• Request: Each entry below must be repeated exactly, with pictures left out.

(Records excerpted from a collection)
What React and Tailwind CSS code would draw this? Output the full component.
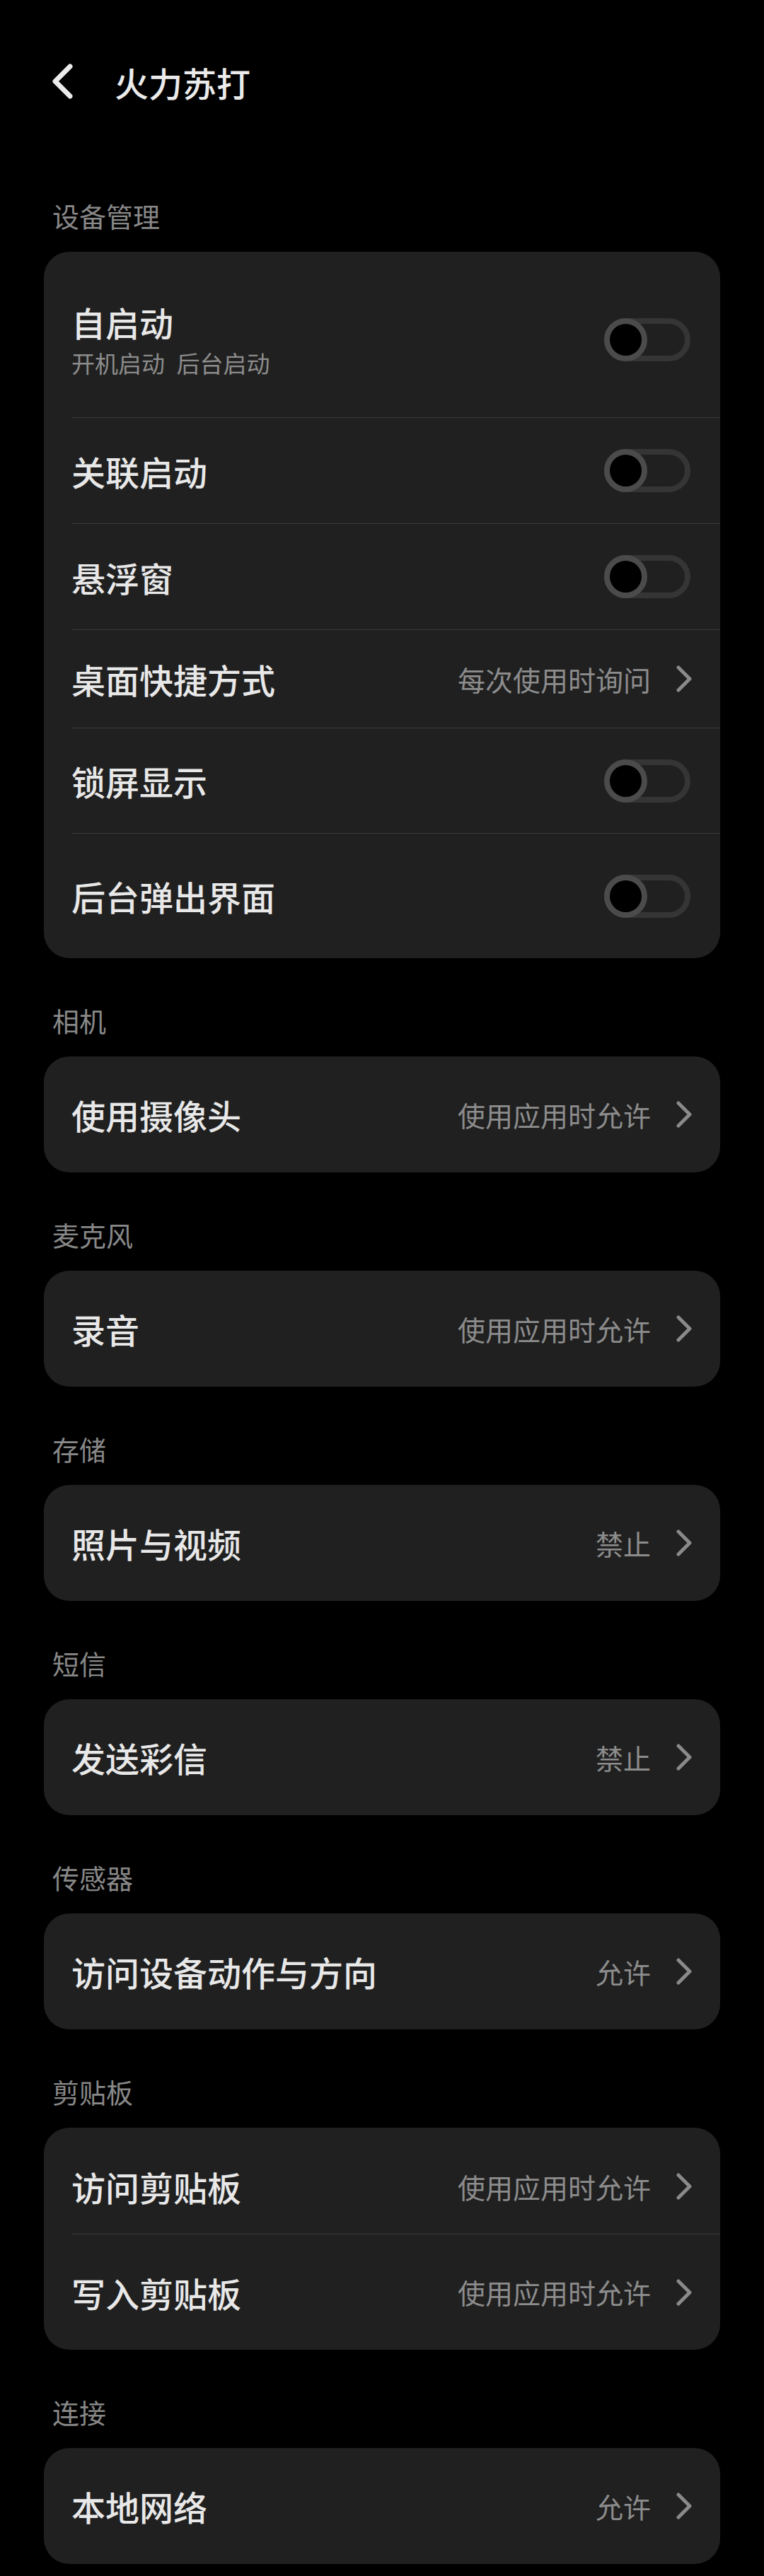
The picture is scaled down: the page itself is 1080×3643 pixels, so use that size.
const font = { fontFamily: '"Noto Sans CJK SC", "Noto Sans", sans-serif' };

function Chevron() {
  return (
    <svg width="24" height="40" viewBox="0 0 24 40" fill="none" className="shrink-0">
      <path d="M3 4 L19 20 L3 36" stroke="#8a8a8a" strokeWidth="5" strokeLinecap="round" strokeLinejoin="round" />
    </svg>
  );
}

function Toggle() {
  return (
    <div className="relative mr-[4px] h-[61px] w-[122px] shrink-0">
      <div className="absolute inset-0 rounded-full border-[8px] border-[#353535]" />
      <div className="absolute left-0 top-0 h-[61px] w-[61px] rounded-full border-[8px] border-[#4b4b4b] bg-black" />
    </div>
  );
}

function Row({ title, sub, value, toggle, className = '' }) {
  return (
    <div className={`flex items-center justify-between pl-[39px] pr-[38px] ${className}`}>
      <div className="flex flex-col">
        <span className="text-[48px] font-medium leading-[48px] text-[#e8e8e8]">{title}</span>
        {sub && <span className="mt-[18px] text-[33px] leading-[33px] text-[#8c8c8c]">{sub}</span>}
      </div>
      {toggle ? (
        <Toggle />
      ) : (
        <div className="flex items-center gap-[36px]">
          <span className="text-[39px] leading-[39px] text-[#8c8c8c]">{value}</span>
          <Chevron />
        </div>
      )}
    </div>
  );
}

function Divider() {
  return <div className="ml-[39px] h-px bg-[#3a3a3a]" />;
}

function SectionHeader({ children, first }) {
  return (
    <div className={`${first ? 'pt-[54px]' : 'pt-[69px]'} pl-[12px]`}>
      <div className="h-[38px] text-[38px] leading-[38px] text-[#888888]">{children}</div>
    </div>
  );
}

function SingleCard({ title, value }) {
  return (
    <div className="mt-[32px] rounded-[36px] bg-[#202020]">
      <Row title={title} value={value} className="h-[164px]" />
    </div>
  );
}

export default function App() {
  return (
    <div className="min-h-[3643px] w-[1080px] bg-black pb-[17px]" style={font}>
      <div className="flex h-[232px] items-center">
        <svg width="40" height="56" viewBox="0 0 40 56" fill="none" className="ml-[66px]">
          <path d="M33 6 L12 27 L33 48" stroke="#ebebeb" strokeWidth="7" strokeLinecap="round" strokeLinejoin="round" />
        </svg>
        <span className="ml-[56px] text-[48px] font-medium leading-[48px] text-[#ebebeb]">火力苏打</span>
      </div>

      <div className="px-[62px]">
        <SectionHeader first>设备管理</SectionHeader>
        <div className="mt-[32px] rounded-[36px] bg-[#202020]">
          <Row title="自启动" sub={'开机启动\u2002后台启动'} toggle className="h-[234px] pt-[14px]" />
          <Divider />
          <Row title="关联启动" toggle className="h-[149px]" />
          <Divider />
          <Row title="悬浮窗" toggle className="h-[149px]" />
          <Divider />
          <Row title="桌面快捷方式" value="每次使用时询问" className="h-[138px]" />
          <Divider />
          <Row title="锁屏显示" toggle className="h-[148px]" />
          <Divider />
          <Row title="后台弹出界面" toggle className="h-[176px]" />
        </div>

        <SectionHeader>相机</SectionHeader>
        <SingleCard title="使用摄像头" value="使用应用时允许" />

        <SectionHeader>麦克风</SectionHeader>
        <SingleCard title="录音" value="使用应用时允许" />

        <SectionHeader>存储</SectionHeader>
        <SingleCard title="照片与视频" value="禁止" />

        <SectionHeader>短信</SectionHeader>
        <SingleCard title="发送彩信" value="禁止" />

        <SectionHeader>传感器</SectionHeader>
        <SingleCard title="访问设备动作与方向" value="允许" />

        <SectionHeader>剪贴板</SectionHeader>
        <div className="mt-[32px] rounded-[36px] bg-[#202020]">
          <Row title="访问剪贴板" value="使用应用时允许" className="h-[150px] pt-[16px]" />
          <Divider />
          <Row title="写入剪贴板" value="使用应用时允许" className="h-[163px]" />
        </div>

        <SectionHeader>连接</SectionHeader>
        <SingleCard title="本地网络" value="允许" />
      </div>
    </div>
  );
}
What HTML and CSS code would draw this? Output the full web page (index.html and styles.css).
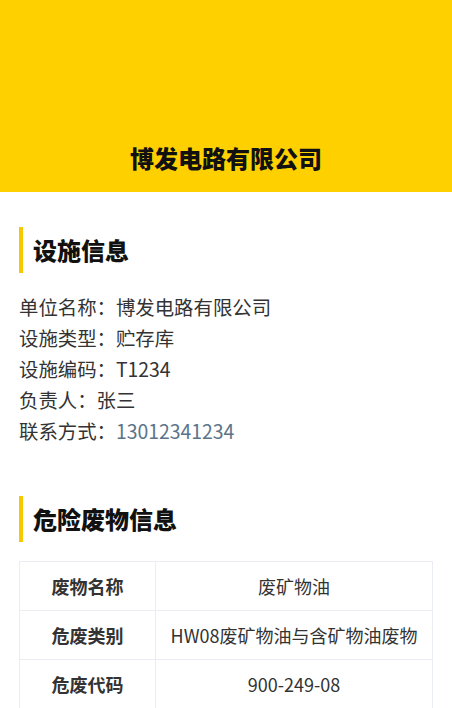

• Answer to the exercise:
What React and Tailwind CSS code would draw this? Output the full component.
The picture is scaled down: the page itself is 1080×3643 pixels, so use that size.
const font = { fontFamily: '"Noto Sans CJK SC", "Noto Sans", sans-serif' };

function Chevron() {
  return (
    <svg width="24" height="40" viewBox="0 0 24 40" fill="none" className="shrink-0">
      <path d="M3 4 L19 20 L3 36" stroke="#8a8a8a" strokeWidth="5" strokeLinecap="round" strokeLinejoin="round" />
    </svg>
  );
}

function Toggle() {
  return (
    <div className="relative mr-[4px] h-[61px] w-[122px] shrink-0">
      <div className="absolute inset-0 rounded-full border-[8px] border-[#353535]" />
      <div className="absolute left-0 top-0 h-[61px] w-[61px] rounded-full border-[8px] border-[#4b4b4b] bg-black" />
    </div>
  );
}

function Row({ title, sub, value, toggle, className = '' }) {
  return (
    <div className={`flex items-center justify-between pl-[39px] pr-[38px] ${className}`}>
      <div className="flex flex-col">
        <span className="text-[48px] font-medium leading-[48px] text-[#e8e8e8]">{title}</span>
        {sub && <span className="mt-[18px] text-[33px] leading-[33px] text-[#8c8c8c]">{sub}</span>}
      </div>
      {toggle ? (
        <Toggle />
      ) : (
        <div className="flex items-center gap-[36px]">
          <span className="text-[39px] leading-[39px] text-[#8c8c8c]">{value}</span>
          <Chevron />
        </div>
      )}
    </div>
  );
}

function Divider() {
  return <div className="ml-[39px] h-px bg-[#3a3a3a]" />;
}

function SectionHeader({ children, first }) {
  return (
    <div className={`${first ? 'pt-[54px]' : 'pt-[69px]'} pl-[12px]`}>
      <div className="h-[38px] text-[38px] leading-[38px] text-[#888888]">{children}</div>
    </div>
  );
}

function SingleCard({ title, value }) {
  return (
    <div className="mt-[32px] rounded-[36px] bg-[#202020]">
      <Row title={title} value={value} className="h-[164px]" />
    </div>
  );
}

export default function App() {
  return (
    <div className="min-h-[3643px] w-[1080px] bg-black pb-[17px]" style={font}>
      <div className="flex h-[232px] items-center">
        <svg width="40" height="56" viewBox="0 0 40 56" fill="none" className="ml-[66px]">
          <path d="M33 6 L12 27 L33 48" stroke="#ebebeb" strokeWidth="7" strokeLinecap="round" strokeLinejoin="round" />
        </svg>
        <span className="ml-[56px] text-[48px] font-medium leading-[48px] text-[#ebebeb]">火力苏打</span>
      </div>

      <div className="px-[62px]">
        <SectionHeader first>设备管理</SectionHeader>
        <div className="mt-[32px] rounded-[36px] bg-[#202020]">
          <Row title="自启动" sub={'开机启动\u2002后台启动'} toggle className="h-[234px] pt-[14px]" />
          <Divider />
          <Row title="关联启动" toggle className="h-[149px]" />
          <Divider />
          <Row title="悬浮窗" toggle className="h-[149px]" />
          <Divider />
          <Row title="桌面快捷方式" value="每次使用时询问" className="h-[138px]" />
          <Divider />
          <Row title="锁屏显示" toggle className="h-[148px]" />
          <Divider />
          <Row title="后台弹出界面" toggle className="h-[176px]" />
        </div>

        <SectionHeader>相机</SectionHeader>
        <SingleCard title="使用摄像头" value="使用应用时允许" />

        <SectionHeader>麦克风</SectionHeader>
        <SingleCard title="录音" value="使用应用时允许" />

        <SectionHeader>存储</SectionHeader>
        <SingleCard title="照片与视频" value="禁止" />

        <SectionHeader>短信</SectionHeader>
        <SingleCard title="发送彩信" value="禁止" />

        <SectionHeader>传感器</SectionHeader>
        <SingleCard title="访问设备动作与方向" value="允许" />

        <SectionHeader>剪贴板</SectionHeader>
        <div className="mt-[32px] rounded-[36px] bg-[#202020]">
          <Row title="访问剪贴板" value="使用应用时允许" className="h-[150px] pt-[16px]" />
          <Divider />
          <Row title="写入剪贴板" value="使用应用时允许" className="h-[163px]" />
        </div>

        <SectionHeader>连接</SectionHeader>
        <SingleCard title="本地网络" value="允许" />
      </div>
    </div>
  );
}
What HTML and CSS code would draw this? Output the full web page (index.html and styles.css).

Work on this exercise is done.